Brown’s stanza’s, feeling more like Sappho’s lyrics than Pope’s couplets, root Laodamia’s grief in the grief of Demeter (stanza one), the tragedy of Acteon (stanza three), of Phaedra (stanza four), of long-suffering Penelope (stanzas six and eight), a Tennysonian hint of the Lady of Shallot (stanza seven). We feel Laodamia’s loss without needing to be told of it directly by a Wordsworthian loudspeaker or billboard. The specifics are not necessary to Brown’s poetic power; she is using the Homeric, perhaps Hesiodic, rustic pastoral mode to root us into a physical and emotional landscape. Wordsworth, on the other hand, is stuck in Virgil’s historic/prophetic/bombastic mode, and the result is an unfortunate emphasis on the dead male in neglect of the living, grieving female. One finds oneself wishing Wordsworth had been rereading Virgil’s Eclogues rather than The Aeneid before composing his “Laodamia” — but even then, he might have given us something like Lycidas singing of Amarylis as a metaphor of Livia, or, worse, Lycidas mourning for Aeneas, forced by manly fate to sail from Carthage.
Audrey Brown has obviously studied her Classics as carefully as she has studied the natural world around her:
. . . the brindled hound that lay
Beside his couch, unmoving, half the day —
The lame old steed it was his will to keep,
That from the stable turned soft eyes of pain
Seeking Protesilaus, even as she, in vain. (p. 17)
the absent master’s waiting hound and horse, of course, parallel Odysseus’ faithful old dog Argos.
A lovely little tragedy provides the prophet Chalcas’ prophecy:
“Then rose King Agamemnon, and he cried
To Calchas sitting silent at the feast
Cold-eyed, among the lowest and the least —
‘Come — that our spirits may be satisfied,
Rise, prophesy with all-divingin lips —
What honeyed fortune waits our southward-seeking ships?”
“Among the many lights a sudden moth
Ventured, and perished in a little smoke:
–Slowly the prophet raised his head, and spoke:
‘Thus do the gods forewarn me, being wroth,
Blood is required. Who leads you to the shore
Shall see these happy fields of blossomed vine no more’. (p. 18-19)

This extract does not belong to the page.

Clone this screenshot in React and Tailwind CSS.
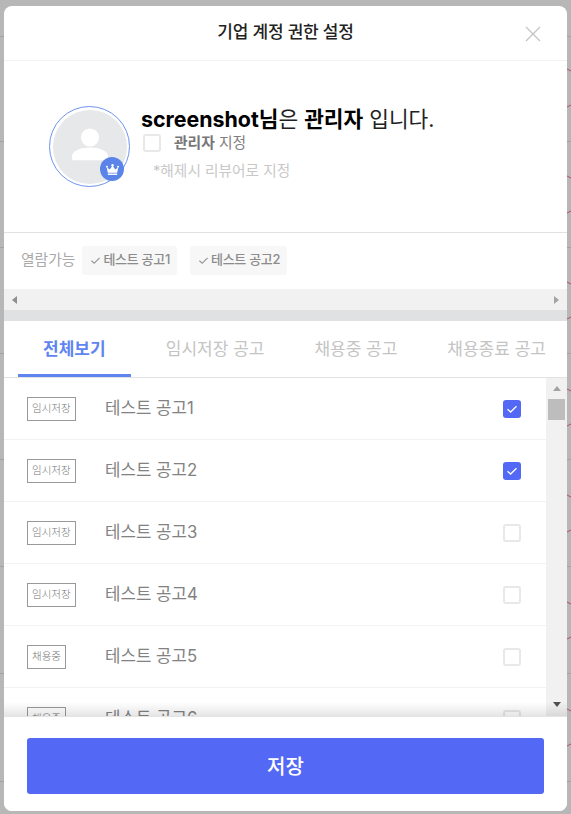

I have been unable to find any classical source for this particular image as an augury; it seems to be Audrey Brown’s own felicitous invention.
Brown’s Laodamia is, not “weak in reason”, as Wordsworth describes his heroine. She is not fooled by any talk of the immortality of memory:
“Have thy comrades wrought
Thy name and deed in all-enduring stone?
Nay, but the jasper shall be overthrown
By the dim years; and thou will lie unsought,
Unhonoured, mingled with that common earth
From which shall spring new nations, ignorant, to birth. (p. 24)
But she has not passed over into some sort of mortal despair:
“Yet while we live, behold us: for our care
Shall keep thy name remembered; we will make
Our sad eyes blind with weeping for they sake,
And sorrow as a garment we will wear. (p. 24)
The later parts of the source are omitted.